Great, how are they useful? Aside from an interesting optimization exercise, Merkle Trees have found their way into databases, file systems, cryptocurrencies, and more. They provide a quick way to represent (or fingerprint/summarize) large sets of data in a way where portions of the data can be selectively proven as members. Generally, a hash function is applied to a file, and can be applied at a later point in time. If the digest (or output) doesn’t change, the file hasn’t changed. In a similar fashion, Merkle Trees can make sure a collection of files haven’t changed—and can be used to discover which files, if any, have been modified.

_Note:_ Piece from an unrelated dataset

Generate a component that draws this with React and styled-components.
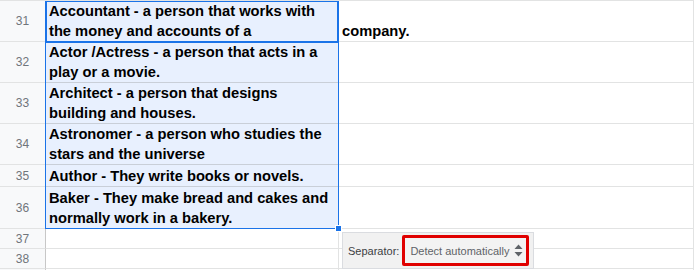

Similar behavior can be created from a variety of other cryptography methods (for example, RSA accumulators), which have their own tradeoffs. In cryptocurrencies like Bitcoin, the leaves are actually the transactions contained within the Bitcoin block, and the Merkle Root is used in the mining process (to ensure that, when given a block, nobody inserted or modified a transaction).
Additionally, Merkle Trees serve as the backbone for the Merkle Signature Scheme, which I’ll cover extensively on their own page. Dragging you through an explanation of Lamport Signatures and Merkle Tree Signatures in this post is probably prohibited somewhere in the Geneva Conventions.